La Revanche aurait été la vraie souveraine de la France durant la troisième République jusqu’à la Grande Guerre ?
L’idée n’est pas neuve pour Maurras quand il la reprend dans son article du 11 août 1914. Il l’a déjà utilisée, dans Kiel et Tanger en particulier. Qu’est-ce à dire ?
Le roi de France pourrait être remplacé par une idée ? faute de souverain, on accepterait une sorte de royauté abstraite, celle du pays, du peuple sur le territoire, bref l’idée de la nation remplacerait le roi, ou du moins lui servirait de succédané dans des temps sombres ou pour faire face au péril ?
Nous sommes une fois de plus, en cet été 14, au cœur de contradictions dont ni Maurras ni l’A. F. ne sortiront jamais vraiment : devant l’imminence du péril, les frontières politiques et même idéologiques s’effacent. La question n’est pas tant de savoir si cet effacement est pertinent que de questionner son intelligibilité pour ceux qui s’y trouvent contraints. Avec quelle conscience de ces contradictions nécessaires font-ils ce choix que les uns trouveront admirable, que d’autres leur reprocheront amèrement ?
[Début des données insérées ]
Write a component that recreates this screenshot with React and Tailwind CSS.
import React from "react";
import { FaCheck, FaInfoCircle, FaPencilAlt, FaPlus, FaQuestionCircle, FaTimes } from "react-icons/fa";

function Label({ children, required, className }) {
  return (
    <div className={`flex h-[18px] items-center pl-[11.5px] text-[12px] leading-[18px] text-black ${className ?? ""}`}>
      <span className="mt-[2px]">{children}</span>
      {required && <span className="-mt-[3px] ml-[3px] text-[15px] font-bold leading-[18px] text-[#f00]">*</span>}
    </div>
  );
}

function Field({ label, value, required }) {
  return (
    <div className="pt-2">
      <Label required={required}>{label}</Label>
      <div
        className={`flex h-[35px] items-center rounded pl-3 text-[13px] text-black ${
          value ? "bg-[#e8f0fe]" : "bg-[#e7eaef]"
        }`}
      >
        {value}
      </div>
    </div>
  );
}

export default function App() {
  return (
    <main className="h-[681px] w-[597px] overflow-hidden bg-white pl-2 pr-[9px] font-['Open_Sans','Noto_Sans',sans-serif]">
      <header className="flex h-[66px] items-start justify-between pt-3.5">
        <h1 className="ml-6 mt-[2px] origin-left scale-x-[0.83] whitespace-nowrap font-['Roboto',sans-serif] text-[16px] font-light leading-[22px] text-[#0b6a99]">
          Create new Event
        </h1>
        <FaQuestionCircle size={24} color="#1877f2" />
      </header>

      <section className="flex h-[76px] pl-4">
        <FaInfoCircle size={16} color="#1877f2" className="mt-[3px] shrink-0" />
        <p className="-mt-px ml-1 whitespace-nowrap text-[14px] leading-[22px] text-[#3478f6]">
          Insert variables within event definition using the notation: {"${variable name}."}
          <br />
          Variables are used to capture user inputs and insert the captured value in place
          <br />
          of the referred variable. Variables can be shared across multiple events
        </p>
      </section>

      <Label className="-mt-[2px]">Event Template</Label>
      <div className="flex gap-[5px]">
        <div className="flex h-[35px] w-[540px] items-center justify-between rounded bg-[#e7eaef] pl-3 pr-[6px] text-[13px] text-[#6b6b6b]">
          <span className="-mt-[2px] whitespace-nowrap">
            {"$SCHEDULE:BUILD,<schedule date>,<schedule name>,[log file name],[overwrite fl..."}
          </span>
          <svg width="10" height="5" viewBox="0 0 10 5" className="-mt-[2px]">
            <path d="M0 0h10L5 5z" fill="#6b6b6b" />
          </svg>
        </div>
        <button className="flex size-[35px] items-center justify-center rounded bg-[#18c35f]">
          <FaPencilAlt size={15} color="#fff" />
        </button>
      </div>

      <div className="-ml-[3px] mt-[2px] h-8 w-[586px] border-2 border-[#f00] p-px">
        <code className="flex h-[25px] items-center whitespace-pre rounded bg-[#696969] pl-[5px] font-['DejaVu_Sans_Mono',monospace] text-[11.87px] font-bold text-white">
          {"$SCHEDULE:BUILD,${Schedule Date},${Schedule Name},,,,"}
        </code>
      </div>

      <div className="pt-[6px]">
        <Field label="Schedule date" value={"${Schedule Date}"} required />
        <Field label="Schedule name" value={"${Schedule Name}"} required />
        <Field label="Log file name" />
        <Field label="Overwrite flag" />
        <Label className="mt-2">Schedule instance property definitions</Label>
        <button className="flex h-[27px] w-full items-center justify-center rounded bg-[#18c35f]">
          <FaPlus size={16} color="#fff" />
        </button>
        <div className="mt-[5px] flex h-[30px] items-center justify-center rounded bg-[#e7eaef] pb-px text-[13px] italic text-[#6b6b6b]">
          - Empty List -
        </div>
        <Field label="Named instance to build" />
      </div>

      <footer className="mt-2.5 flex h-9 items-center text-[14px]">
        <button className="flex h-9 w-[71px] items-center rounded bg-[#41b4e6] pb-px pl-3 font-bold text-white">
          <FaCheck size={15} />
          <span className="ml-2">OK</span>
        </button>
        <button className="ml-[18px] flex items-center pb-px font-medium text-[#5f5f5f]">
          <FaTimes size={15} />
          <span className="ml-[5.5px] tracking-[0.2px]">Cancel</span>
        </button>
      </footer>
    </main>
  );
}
Du côté républicain, il est évident que la guerre sera une aubaine : elle permettra de sceller définitivement un patriotisme qui, quoi qu’en disent ceux qui y adhèrent dans les rangs royalistes, sera un patriotisme républicain : Jean de Viguerie a amplement montré dans ses Deux Patries combien ce pro Patria mori est d’essence révolutionnaire, combien il était étranger à la France d’Ancien Régime, et combien l’ambiguïté qu’il entretient se révélera mortifère pour les restes intellectuels de cette ancienne France.
Maurras voit-il la menace ? sans doute. Et d’autant plus que les voix ne manquent pas pour le mettre en garde en privé contre une union sacrée, voix catholiques surtout. C’est le temps où le futur cardinal Baudrillart écrit dans ses Carnets : « Ils ne veulent l’Union Sacrée que pour nous étrangler sans même que nous puissions crier. »
Mais du coté des politiques, des nationalistes engagés dans le débat politique, ces propos de catholiques ne trouvent aucun écho. Les trois grandes voix de Maurras, de Barrès et du vieil Albert de Mun dans L’Écho de Paris se joignent sur un thème : celui de la guerre du droit, de l’ennemi barbare, de l’Allemagne qu’il faut abattre coûte que coûte. Dans le cas de Maurras, on a l’impression qu’il est entraîné contre ses propres principes. Où est passé le politique d’abord ? où la brillante analyse de Kiel et Tanger qui conduisait à dire que la République n’a pas de politique étrangère, qu’elle n’en use que dans la mesure où son combat idéologique contre la France ancienne en est renforcé ? Où sont passés les appels à abattre le régime comme un préalable à tout bien possible ? On veut bien que toute une génération ait été traumatisée par la guerre de 1870 et ses suites, comme cet article du 11 août 1914 le rappelle, et qu’elle verse dans un anti-germanisme forcené, mais tout cela devait conduire au moins à des réserves de la part de Maurras.
Les lit-on ces réserves ? d’abord il ne faut pas oublier que la censure s’exerçait : y avait-il moyen d’émettre ces réserves ? nous n’en savons pas grand chose. Maurras aurait-il eu la possibilité de les émettre, l’aurait-il fait ? Tout donne plutôt à penser que l’urgence du moment l’a conduit à simplifier, à endosser un ralliement au régime qu’il pensait provisoire, fait pour sauver l’essentiel face à l’ennemi. Les heures dramatiques sont peu propices aux distinctions fines. Enfin aurait-il émis quelques réserves, ses propres troupes l’auraient-elles écouté ? L’exercice était plus facile pour des anarchistes, des pacifistes ou même pour des socialistes sur une lancée encore Jaurésienne.
L’adhésion à l’Union Sacrée sera maintenue tout au long du conflit, et l’immédiate après-guerre, avec la chambre bleu horizon, semblera même un temps donner raison aux nationalistes qui ont pour leur immense majorité osé cette synthèse dans l’été 1914. On sait que de cruelles désillusions suivront, aboutiront au retour de Briand, au Cartel, au Front populaire puis au désastre de l’été 40.
Rien donc ? pas la moindre hésitation à embrasser sous la pression des événements ce que Viguerie appelle justement le patriotisme révolutionnaire ? Il y a bien quelque chose, mais cela reste du domaine de l’appréciation personnelle : cette belle au bois dormant un peu sourde qui peine à se réveiller au son des crises diplomatiques et des multiples coups de canons peut sans doute être lue comme une figure un peu ridicule où Maurras fait entrer quelque amertume, surtout quand on se souvient de ses textes antérieurs sur l’abandon coupable par la République de l’idée de Revanche.